U.S. Senator Orrin Hatch (R-Utah), Ranking Member of the Senate Finance Committee, today delivered the following opening statement at a committee hearing examining marginal tax rates for high-income taxpayers, capital gains, and dividends:
Thank you Mr. Chairman, for holding today's hearing. It is the latest in a critical and informative set of hearings that this Committee has had in preparation for comprehensive tax reform. I think that we need to be clear with the American people, however, about what is really being considered at this hearing. The question that is raised by the witnesses' testimony today is whether we should raise marginal rates as well as the rates on capital gains and dividend income.
Unfortunately, I think I know what the answer is for many of my friends on the other side of the aisle.
I certainly know where the President stands on this question. Having already enacted over a trillion dollars in new taxes through his health care law, he is ready for more. Just the other day, he offered up over $400 billion in new taxes to pay for his latest spending proposal. And, of course, he is intent on causing the Bush and Obama-era tax rates to go up on small business owners and others in the top two tax brackets, over the objection of many in his own party.
President Obama has said that he's tired of the same old accusations that Democrats are tax-and-spend liberals.
But to borrow from the old saying, if it looks like a tax-and-spend liberal and talks like a tax-and-spend liberal, it's probably a tax-and-spend liberal.
Or to borrow from Jeff Foxworthy, if you think the only problem with the first stimulus was that it was not big enough, you might be a tax-and-spend liberal.
If you talk about a "balanced approach" to deficit reduction, you might be a tax-and-spend liberal.
And if you argue that "revenues must be on the table" to bring down spending-fueled deficits and debt, you are definitely a tax-and-spend liberal.
There is a reason for these euphemisms. Those who promote tax increases don't come right out and announce their support, because they know that the American people rightly believe that their taxes are heading higher than they have been historically.
Even without any new tax increases, taxes are already heading higher than they have been.
As we debate the additional tax increases that the President and his congressional allies would like to enact, the American people deserve a clear reckoning of just how high our taxes are heading, even if current tax policy is permanently extended.
Even if all of the Bush and Obama-era tax rates are extended permanently, revenues as a percentage of gross domestic product will be 18.4 percent according to the nonpartisan official scorekeeper for Congress, the Congressional Budget Office.
According to CBO, those revenues of 18.4 percent of gross domestic product are substantially higher than their recent historical average, which was 18 percent from 1971 to 2010.
So the question the American people are asking is, if taxes are already heading higher than they have been historically, should we raise them even more?
From my perspective, the answer is a resounding no.

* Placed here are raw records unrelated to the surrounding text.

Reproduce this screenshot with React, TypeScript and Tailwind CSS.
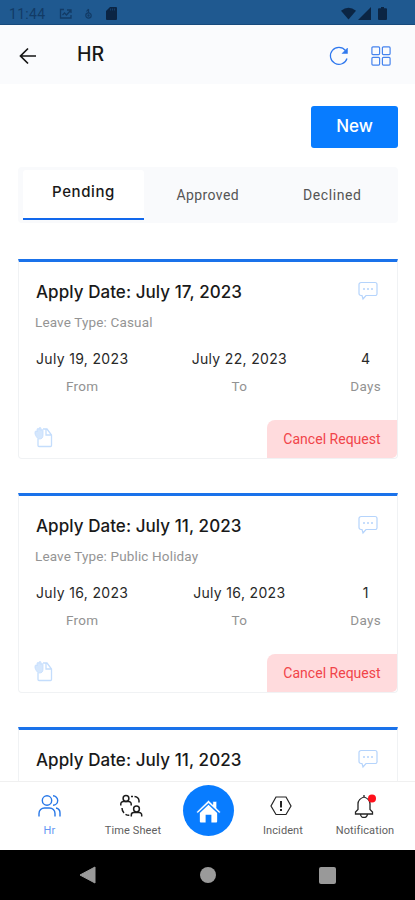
import React from 'react';

interface LeaveRequest {
  id: number;
  applyDate: string;
  details?: {
    leaveType: string;
    from: string;
    to: string;
    days: number;
  };
}

const requests: LeaveRequest[] = [
  {
    id: 1,
    applyDate: 'July 17, 2023',
    details: {
      leaveType: 'Casual',
      from: 'July 19, 2023',
      to: 'July 22, 2023',
      days: 4,
    },
  },
  {
    id: 2,
    applyDate: 'July 11, 2023',
    details: {
      leaveType: 'Public Holiday',
      from: 'July 16, 2023',
      to: 'July 16, 2023',
      days: 1,
    },
  },
  {
    id: 3,
    applyDate: 'July 11, 2023',
  },
];

function StatusBar() {
  return (
    <div className="flex h-[25px] shrink-0 items-center justify-between border-b border-[#174a7c] bg-[#1f5990] pt-[3px] pr-[28px] pl-[9px] text-[#0b2544]">
      <div className="flex items-center">
        <span className="w-[50px] text-[14px] leading-none tracking-[0.3px] text-[#123b66]">
          11:44
        </span>
        <svg width="13" height="12" viewBox="0 0 13 12" fill="none" stroke="#123b66" strokeWidth="1.3">
          <path d="M5 1.5H1.500v8.500H12V7M3.500 7l2-2 2 2 4.500-5M8 2h4v3" />
        </svg>
        <svg className="ml-[12px]" width="9" height="12" viewBox="0 0 9 12" fill="none" stroke="#123b66" strokeWidth="1.2">
          <path d="M4.500 1v4M2.500 3.500 4.500 1" />
          <circle cx="4.500" cy="7.500" r="2.700" />
          <circle cx="4.500" cy="7.500" r="0.600" />
        </svg>
        <svg className="ml-[13px]" width="11" height="13" viewBox="0 0 11 13" fill="currentColor">
          <path d="M4 0h6a1 1 0 0 1 1 1v11a1 1 0 0 1-1 1H1a1 1 0 0 1-1-1V4z" />
          <path d="M4.500 1.500v2M6.500 1.500v2M8.500 1.500v2" stroke="#1f5990" strokeWidth="0.500" />
        </svg>
      </div>
      <div className="flex items-center">
        <svg width="15" height="13" viewBox="0 0 16 13" fill="currentColor">
          <path d="M0 3.500Q8-3 16 3.500L8 13z" />
        </svg>
        <svg className="ml-[2px]" width="13" height="13" viewBox="0 0 13 13" fill="currentColor">
          <path d="M13 0v13H0z" />
        </svg>
        <svg className="ml-[7px]" width="9" height="13" viewBox="0 0 9 13" fill="currentColor">
          <path d="M3 0h3v1.300h2a1 1 0 0 1 1 1V12a1 1 0 0 1-1 1H1a1 1 0 0 1-1-1V2.300a1 1 0 0 1 1-1h2z" />
        </svg>
      </div>
    </div>
  );
}

function Header() {
  return (
    <header className="flex h-[59px] shrink-0 items-center bg-[#fafbfd] pr-[24px] pl-[19px]">
      <svg className="mt-[2px]" width="18" height="18" viewBox="0 0 18 18" fill="none" stroke="#151515" strokeWidth="1.700">
        <path d="M17 9H2M9 1.500 1.500 9 9 16.500" />
      </svg>
      <h1 className="ml-[40px] font-[Inter] text-[19.5px] leading-none font-medium text-[#171717]">
        HR
      </h1>
      <svg className="mt-[2px] ml-auto" width="20" height="20" viewBox="0 0 20 20" fill="none" stroke="#2f78ee" strokeWidth="1.200">
        <path d="M18 12.500A8.500 8.500 0 1 1 16.500 4.500" />
        <path d="M18.500 2v5.500h-5.500z" fill="#2f78ee" strokeWidth="0.500" />
      </svg>
      <svg className="mt-[2px] ml-[22px]" width="20" height="20" viewBox="0 0 20 20" fill="none" stroke="#4684ee" strokeWidth="1.200">
        <rect x="0.900" y="0.900" width="7.700" height="7.700" rx="1" />
        <rect x="11.400" y="0.900" width="7.700" height="7.700" rx="1" />
        <rect x="0.900" y="11.400" width="7.700" height="7.700" rx="1" />
        <rect x="11.400" y="11.400" width="7.700" height="7.700" rx="1" />
      </svg>
    </header>
  );
}

function Tabs() {
  return (
    <div className="mt-[19px] flex h-[56px] shrink-0 rounded-[4px] bg-[#f9fafc] px-[5px] py-[3px] text-[14px] text-[#555]">
      <button
        type="button"
        className="w-[121px] rounded-t-[3px] border-b-2 border-[#1268ec] bg-white pb-[3px] font-[Inter] text-[15px] font-medium tracking-[0.6px] text-[#191919]"
      >
        Pending
      </button>
      <button type="button" className="flex-1 pl-[3px] tracking-[0.4px]">
        Approved
      </button>
      <button type="button" className="flex-1 pl-[3px] tracking-[0.6px]">
        Declined
      </button>
    </div>
  );
}

function ChatIcon() {
  return (
    <svg className="mt-px" width="20" height="20" viewBox="0 0 20 20" fill="none" stroke="#b5d4fc" strokeWidth="1.200">
      <path d="M3 1.500h14a2 2 0 0 1 2 2v8.500a2 2 0 0 1-2 2.500H8l-3 3.500-1-3.500H3a2 2 0 0 1-2-2v-9a2 2 0 0 1 2-2z" />
      <path d="M5 8h2M9 8h2M13 8h2" strokeWidth="1.500" />
    </svg>
  );
}

function AttachmentIcon() {
  return (
    <svg width="19" height="21" viewBox="0 0 19 21" fill="none" stroke="#c4ddfc" strokeWidth="1.300">
      <path d="M9 2h4l4.500 6v10.500a1 1 0 0 1-1 1H5a1 1 0 0 1-1-1V12M12 2.500v5.500h5" />
      <path
        d="M1 7V5a1 1 0 0 1 2 0V2.500a1 1 0 0 1 2 0v-1a1 1 0 0 1 2 0v2a1 1 0 0 1 2 0V8c0 3-1.500 4-3.500 4S2.500 10.500 1 7z"
        fill="#d5e7fd"
        strokeWidth="0.800"
      />
    </svg>
  );
}

interface DateCellProps {
  value: string | number;
  label: string;
}

function DateCell({ value, label }: DateCellProps) {
  return (
    <div className="flex flex-col items-center">
      <span className="font-[Inter] text-[14px] leading-[20px] tracking-[0.33px] text-[#282828]">
        {value}
      </span>
      <span className="mt-[7px] text-[13.5px] leading-[20px] tracking-[0.3px] text-[#929292]">
        {label}
      </span>
    </div>
  );
}

function RequestCard({ request }: { request: LeaveRequest }) {
  const { applyDate, details } = request;

  return (
    <li className="flex h-[200px] shrink-0 flex-col rounded-b-[4px] border border-t-[3px] border-[#f0f2f4] border-t-[#1a72ea] bg-white">
      <div className="flex h-[59px] shrink-0 items-start justify-between pt-[18px] pr-[19px] pl-[17px]">
        <h2 className="font-[Inter] text-[17px] leading-[24px] font-medium tracking-[0.06px] text-[#191919]">
          Apply Date: {applyDate}
        </h2>
        <ChatIcon />
      </div>
      {details ? (
        <>
          <p className="-mt-[9px] pl-[16px] text-[13.5px] leading-[20px] tracking-[0.15px] text-[#949494]">
            Leave Type: {details.leaveType}
          </p>
          <div className="mt-[17px] flex justify-between pr-[16px] pl-[17px]">
            <DateCell value={details.from} label="From" />
            <DateCell value={details.to} label="To" />
            <DateCell value={details.days} label="Days" />
          </div>
          <div className="mt-auto flex h-[38px] justify-between pl-[15px]">
            <div className="pt-[7px]">
              <AttachmentIcon />
            </div>
            <button
              type="button"
              className="w-[130px] rounded-tl-[8px] rounded-br-[5px] bg-[#ffdbdd] pt-[1px] text-[14px] tracking-[0.02px] text-[#f14449]"
            >
              Cancel Request
            </button>
          </div>
        </>
      ) : null}
    </li>
  );
}

function PeopleIcon() {
  return (
    <svg width="24" height="24" viewBox="0 0 24 24" fill="none" stroke="#2878e8" strokeWidth="1.400">
      <circle cx="9" cy="6.500" r="4.700" />
      <path d="M1 22.500v-3A5.500 5.500 0 0 1 6.500 14h5a5.500 5.500 0 0 1 5.500 5.500v3M15 1.800a4.700 4.700 0 0 1 0 9.400M18 14a5 5 0 0 1 4 5v3.500" />
    </svg>
  );
}

function TimeSheetIcon() {
  return (
    <svg className="-translate-x-[2px]" width="24" height="24" viewBox="0 0 24 24" fill="none" stroke="#1d1d1d" strokeWidth="1.500">
      <circle cx="7" cy="4.500" r="2.900" />
      <path d="M1.800 11.500V10A2.500 2.500 0 0 1 4.300 7.500h5.400a2.500 2.500 0 0 1 2.500 2.500v1.500" />
      <circle cx="17.500" cy="15" r="2.900" />
      <path d="M12.300 22.500V21a2.500 2.500 0 0 1 2.500-2.500h5.400a2.500 2.500 0 0 1 2.500 2.500v1.500" />
      <path d="M12 2.500h2M15.500 2.500q4 .5 4.500 4v2M3 14q0 3 2 5M6.500 20.300q2 1.200 3.800 1" />
    </svg>
  );
}

function IncidentIcon() {
  return (
    <svg className="-translate-x-[2px]" width="24" height="24" viewBox="0 0 24 24" fill="none" stroke="#242424" strokeWidth="1.200">
      <path d="M7 3h10l5 9-5 8.500H7L2 12z" />
      <path d="M12 7v6.500M12 15v2" strokeWidth="2" />
    </svg>
  );
}

function BellIcon() {
  return (
    <svg className="-translate-x-px" width="24" height="24" viewBox="0 0 24 24" fill="none" stroke="#242424" strokeWidth="1.300">
      <path d="M12 1v2M3.500 20h17v-2L18 15.500V10c0-3-2.500-6-6-7-3.500 1-6 4-6 7v5.500L3.500 18zM8.500 20a3.500 3.500 0 0 0 7 0" />
      <circle cx="20" cy="4.500" r="4" fill="#ff101b" stroke="none" />
    </svg>
  );
}

interface NavItemProps {
  label: string;
  icon: React.ReactNode;
  active?: boolean;
}

function NavItem({ label, icon, active }: NavItemProps) {
  return (
    <button type="button" className="flex flex-col items-center pt-[12px]">
      {icon}
      <span
        className={`mt-[6px] text-[11px] leading-[13px] tracking-[0.1px] whitespace-nowrap ${
          active ? 'text-[#6597f3]' : 'text-[#606060]'
        }`}
      >
        {label}
      </span>
    </button>
  );
}

function BottomNav() {
  return (
    <nav className="grid h-[69px] shrink-0 grid-cols-[99px_68px_82px_68px_96px] items-start border-t border-[#f0f0f0] bg-white">
      <NavItem label="Hr" icon={<PeopleIcon />} active />
      <NavItem label="Time Sheet" icon={<TimeSheetIcon />} />
      <button
        type="button"
        className="mt-[3px] flex h-[51px] w-[51px] items-center justify-center justify-self-center rounded-full bg-[#087cff]"
      >
        <svg width="25" height="24" viewBox="0 0 26 24">
          <path
            d="M4 14 13 5.500l9 8.500v9a1 1 0 0 1-1 1h-5v-8h-6v8H5a1 1 0 0 1-1-1z"
            fill="white"
          />
          <path
            d="M.5 13 13 .800l4.500 4.400V2h4v7.100l4 3.900-1.300 1.400L13 4 1.800 14.400z"
            fill="white"
            stroke="#087cff"
            strokeWidth="0.600"
          />
        </svg>
      </button>
      <NavItem label="Incident" icon={<IncidentIcon />} />
      <NavItem label="Notification" icon={<BellIcon />} />
    </nav>
  );
}

function SystemNav() {
  return (
    <div className="flex h-[50px] shrink-0 items-center bg-black pl-[79px]">
      <svg width="17" height="18" viewBox="0 0 17 18" fill="#999">
        <path d="M16 1v16L1 9z" stroke="#999" strokeLinejoin="round" />
      </svg>
      <div className="ml-[104px] h-4 w-4 rounded-full bg-[#9a9a9a]" />
      <div className="ml-[103px] h-[17px] w-[17px] rounded-[2px] bg-[#999]" />
    </div>
  );
}

export default function App() {
  return (
    <div className="flex h-[900px] w-[415px] flex-col overflow-hidden bg-white font-[Roboto]">
      <StatusBar />
      <Header />
      <main className="flex min-h-0 flex-1 flex-col overflow-hidden pr-[17px] pl-[18px]">
        <button
          type="button"
          className="mt-[22px] h-[42px] w-[87px] shrink-0 self-end rounded-[3px] bg-[#087cff] font-[Inter] text-[17px] font-medium text-white"
        >
          New
        </button>
        <Tabs />
        <ul className="mt-[36px] flex flex-col gap-[34px]">
          {requests.map((request) => (
            <RequestCard key={request.id} request={request} />
          ))}
        </ul>
      </main>
      <BottomNav />
      <SystemNav />
    </div>
  );
}
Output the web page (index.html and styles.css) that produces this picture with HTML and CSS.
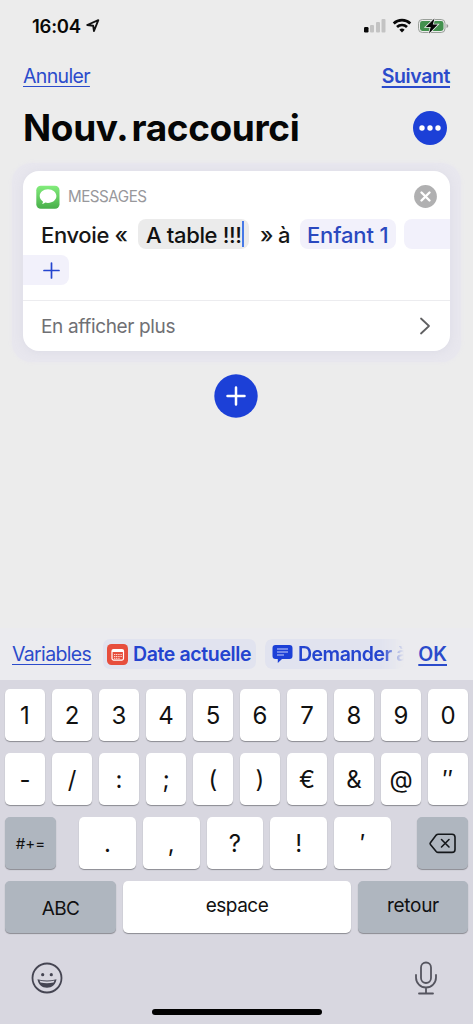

In the short term, the tax increases that are already set to come online due to the President's policies are a significant drain on economic growth. Adding even more into the mix would only be a further drain on our economy, curbing growth in the economy and jobs both in the short term and the long term.
With unemployment at 9.1 percent -- over two and a half years after the President promised his stimulus bill would keep unemployment under 8 percent -- should we really increase taxes on exactly half of all flow-through business income? Is that really a good idea considering the fact that even the President agrees that small businesses create two-thirds of the new jobs in our economy and small businesses employ 54 percent of American workers?
A truly informative debate about the impact of tax increases has to include facts like those above. Unfortunately, it is often easier to resort to talking points from wealthy liberals who seek to raise marginal rates -- adversely impacting the small businesses that will be the engine of our economic recovery -- because they feel guilty that they are not paying their fair share.
Instead of trafficking in economic reality and cutting to the effectual truth for small businesses if we raise marginal rates, the President talks about raising rates on wealthy people like himself because he has money he doesn't need. In addition to betraying a very odd understanding of how a modern economy works, talking points like these fail to present taxpayers with the real world trade-offs that come from increasing marginal rates and rates on capital gains and dividends.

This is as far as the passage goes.